Given instruction: Exact reproduction of the data is required, with images excluded.

○ ○ ○

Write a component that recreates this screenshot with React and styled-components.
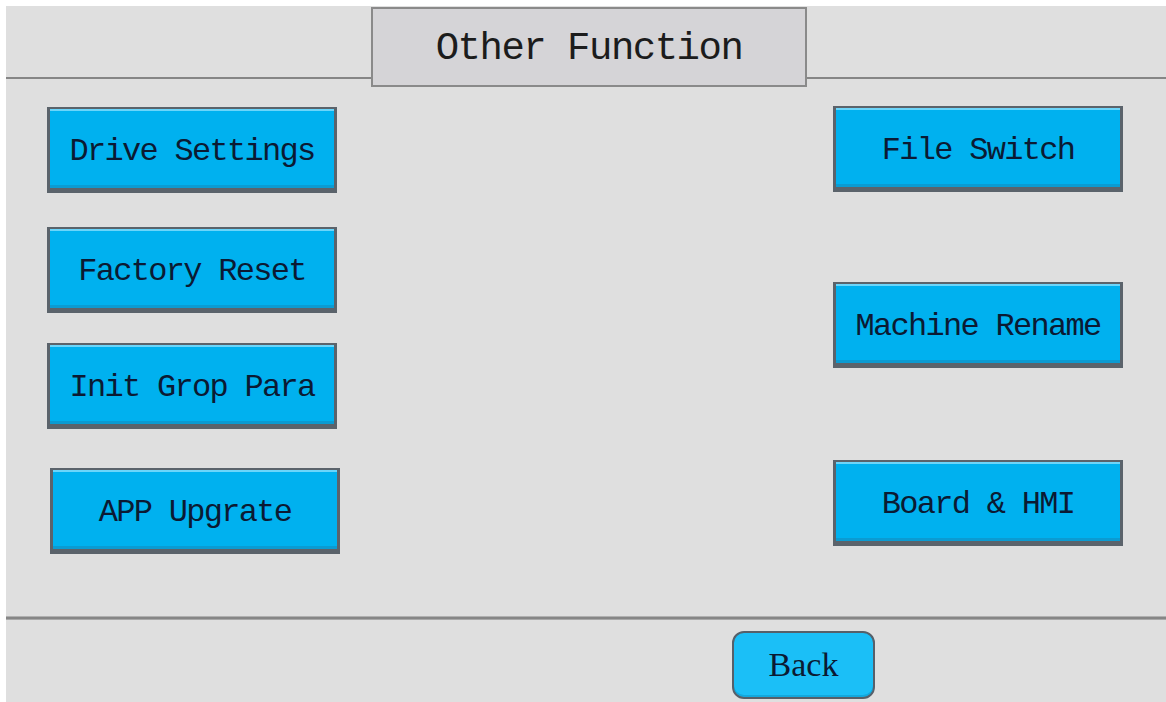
import React from 'react';
import styled, { createGlobalStyle } from 'styled-components';

const GlobalStyle = createGlobalStyle`
    html, body {
        margin: 0;
        padding: 0;
        background-color: #ffffff;
    }
    #root {
        padding: 6px 0px 0px 6px;
    }
`

const Panel = styled.div`
    display: flex;
    flex-flow: column;
    width: 1160px;
    height: 696px;
    background-color: #dfdfdf;
    overflow: hidden;
`

// Header --->

const Header = styled.div`
    display: flex;
    align-items: flex-start;
    height: 81px;
`
const HeaderRule = styled.div`
    flex: ${props => props.grow || 1};
    height: 73px;
    box-sizing: border-box;
    border-bottom: 2px solid #868686;
`
const TitleBox = styled.div`
    display: flex;
    align-items: center;
    justify-content: center;
    width: 436px;
    height: 80px;
    margin-top: 1px;
    padding-top: 4px;
    box-sizing: border-box;
    border: 2px solid #8a8a8a;
    background-color: #d5d4d7;
    font-family: "Liberation Mono", "DejaVu Sans Mono", monospace;
    font-size: 39px;
    letter-spacing: -1.5px;
    color: #1c1c1c;
`

// Body --->

const Body = styled.div`
    display: flex;
    justify-content: space-between;
    height: 530px;
    padding: 0px 37px 0px 41px;
    box-sizing: border-box;
`
const Column = styled.div`
    display: flex;
    flex-flow: column;
    width: 296px;
`
const FuncBtn = styled.button.attrs({
    type: "button"
})`
    display: flex;
    align-items: center;
    justify-content: center;
    width: 290px;
    height: 86px;
    margin-top: ${props => props.mt || 0}px;
    margin-left: ${props => props.ml || 0}px;
    padding: 5px 0px 0px 0px;
    box-sizing: border-box;
    border-style: solid;
    border-color: #5b636b;
    border-width: 2px 3px 5px 3px;
    background-color: #00b1ef;
    box-shadow: inset 0px 2px 0px #6cd5fa, inset 0px -3px 0px #0b9bd2;
    font-family: "Liberation Mono", "DejaVu Sans Mono", monospace;
    font-size: 32px;
    letter-spacing: -1.7px;
    color: #0b1a33;
    outline: none;
    cursor: pointer;
`

// Footer --->

const Divider = styled.div`
    height: 2px;
    background-color: #868686;
    box-shadow: 0px 1px 0px #a8a8a8, 0px -1px 0px #b0b0b0;
`
const Footer = styled.div`
    display: flex;
    flex: 1;
    padding: 12px 0px 0px 726px;
`
const BackBtn = styled.button.attrs({
    type: "button"
})`
    display: flex;
    align-items: center;
    justify-content: center;
    width: 143px;
    height: 68px;
    padding: 0px;
    box-sizing: border-box;
    border: 2px solid #56606a;
    border-radius: 12px;
    background-color: #1bbff7;
    box-shadow: inset 0px -2px 0px #12a8de;
    font-family: "Liberation Serif", "Times New Roman", serif;
    font-size: 34px;
    color: #0b1a33;
    outline: none;
    cursor: pointer;
`

const leftBtns = [
    {label: 'Drive Settings', mt: 20},
    {label: 'Factory Reset', mt: 34},
    {label: 'Init Grop Para', mt: 30},
    {label: 'APP Upgrate', mt: 39, ml: 3},
]
const rightBtns = [
    {label: 'File Switch', mt: 19},
    {label: 'Machine Rename', mt: 90},
    {label: 'Board & HMI', mt: 92},
]

export default function App() {
    return (
        <>
            <GlobalStyle />
            <Panel>
                <Header>
                    <HeaderRule grow={365} />
                    <TitleBox>Other Function</TitleBox>
                    <HeaderRule grow={359} />
                </Header>
                <Body>
                    <Column>
                        {leftBtns.map(b =>
                            <FuncBtn key={b.label} mt={b.mt} ml={b.ml}>{b.label}</FuncBtn>
                        )}
                    </Column>
                    <Column>
                        {rightBtns.map(b =>
                            <FuncBtn key={b.label} mt={b.mt} ml={b.ml}>{b.label}</FuncBtn>
                        )}
                    </Column>
                </Body>
                <Divider />
                <Footer>
                    <BackBtn>Back</BackBtn>
                </Footer>
            </Panel>
        </>
    );
}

○ ○ ○

Completed task:
Write a component that recreates this screenshot with React and styled-components.
import React from 'react';
import styled, { createGlobalStyle } from 'styled-components';

const GlobalStyle = createGlobalStyle`
    html, body {
        margin: 0;
        padding: 0;
        background-color: #ffffff;
    }
    #root {
        padding: 6px 0px 0px 6px;
    }
`

const Panel = styled.div`
    display: flex;
    flex-flow: column;
    width: 1160px;
    height: 696px;
    background-color: #dfdfdf;
    overflow: hidden;
`

// Header --->

const Header = styled.div`
    display: flex;
    align-items: flex-start;
    height: 81px;
`
const HeaderRule = styled.div`
    flex: ${props => props.grow || 1};
    height: 73px;
    box-sizing: border-box;
    border-bottom: 2px solid #868686;
`
const TitleBox = styled.div`
    display: flex;
    align-items: center;
    justify-content: center;
    width: 436px;
    height: 80px;
    margin-top: 1px;
    padding-top: 4px;
    box-sizing: border-box;
    border: 2px solid #8a8a8a;
    background-color: #d5d4d7;
    font-family: "Liberation Mono", "DejaVu Sans Mono", monospace;
    font-size: 39px;
    letter-spacing: -1.5px;
    color: #1c1c1c;
`

// Body --->

const Body = styled.div`
    display: flex;
    justify-content: space-between;
    height: 530px;
    padding: 0px 37px 0px 41px;
    box-sizing: border-box;
`
const Column = styled.div`
    display: flex;
    flex-flow: column;
    width: 296px;
`
const FuncBtn = styled.button.attrs({
    type: "button"
})`
    display: flex;
    align-items: center;
    justify-content: center;
    width: 290px;
    height: 86px;
    margin-top: ${props => props.mt || 0}px;
    margin-left: ${props => props.ml || 0}px;
    padding: 5px 0px 0px 0px;
    box-sizing: border-box;
    border-style: solid;
    border-color: #5b636b;
    border-width: 2px 3px 5px 3px;
    background-color: #00b1ef;
    box-shadow: inset 0px 2px 0px #6cd5fa, inset 0px -3px 0px #0b9bd2;
    font-family: "Liberation Mono", "DejaVu Sans Mono", monospace;
    font-size: 32px;
    letter-spacing: -1.7px;
    color: #0b1a33;
    outline: none;
    cursor: pointer;
`

// Footer --->

const Divider = styled.div`
    height: 2px;
    background-color: #868686;
    box-shadow: 0px 1px 0px #a8a8a8, 0px -1px 0px #b0b0b0;
`
const Footer = styled.div`
    display: flex;
    flex: 1;
    padding: 12px 0px 0px 726px;
`
const BackBtn = styled.button.attrs({
    type: "button"
})`
    display: flex;
    align-items: center;
    justify-content: center;
    width: 143px;
    height: 68px;
    padding: 0px;
    box-sizing: border-box;
    border: 2px solid #56606a;
    border-radius: 12px;
    background-color: #1bbff7;
    box-shadow: inset 0px -2px 0px #12a8de;
    font-family: "Liberation Serif", "Times New Roman", serif;
    font-size: 34px;
    color: #0b1a33;
    outline: none;
    cursor: pointer;
`

const leftBtns = [
    {label: 'Drive Settings', mt: 20},
    {label: 'Factory Reset', mt: 34},
    {label: 'Init Grop Para', mt: 30},
    {label: 'APP Upgrate', mt: 39, ml: 3},
]
const rightBtns = [
    {label: 'File Switch', mt: 19},
    {label: 'Machine Rename', mt: 90},
    {label: 'Board & HMI', mt: 92},
]

export default function App() {
    return (
        <>
            <GlobalStyle />
            <Panel>
                <Header>
                    <HeaderRule grow={365} />
                    <TitleBox>Other Function</TitleBox>
                    <HeaderRule grow={359} />
                </Header>
                <Body>
                    <Column>
                        {leftBtns.map(b =>
                            <FuncBtn key={b.label} mt={b.mt} ml={b.ml}>{b.label}</FuncBtn>
                        )}
                    </Column>
                    <Column>
                        {rightBtns.map(b =>
                            <FuncBtn key={b.label} mt={b.mt} ml={b.ml}>{b.label}</FuncBtn>
                        )}
                    </Column>
                </Body>
                <Divider />
                <Footer>
                    <BackBtn>Back</BackBtn>
                </Footer>
            </Panel>
        </>
    );
}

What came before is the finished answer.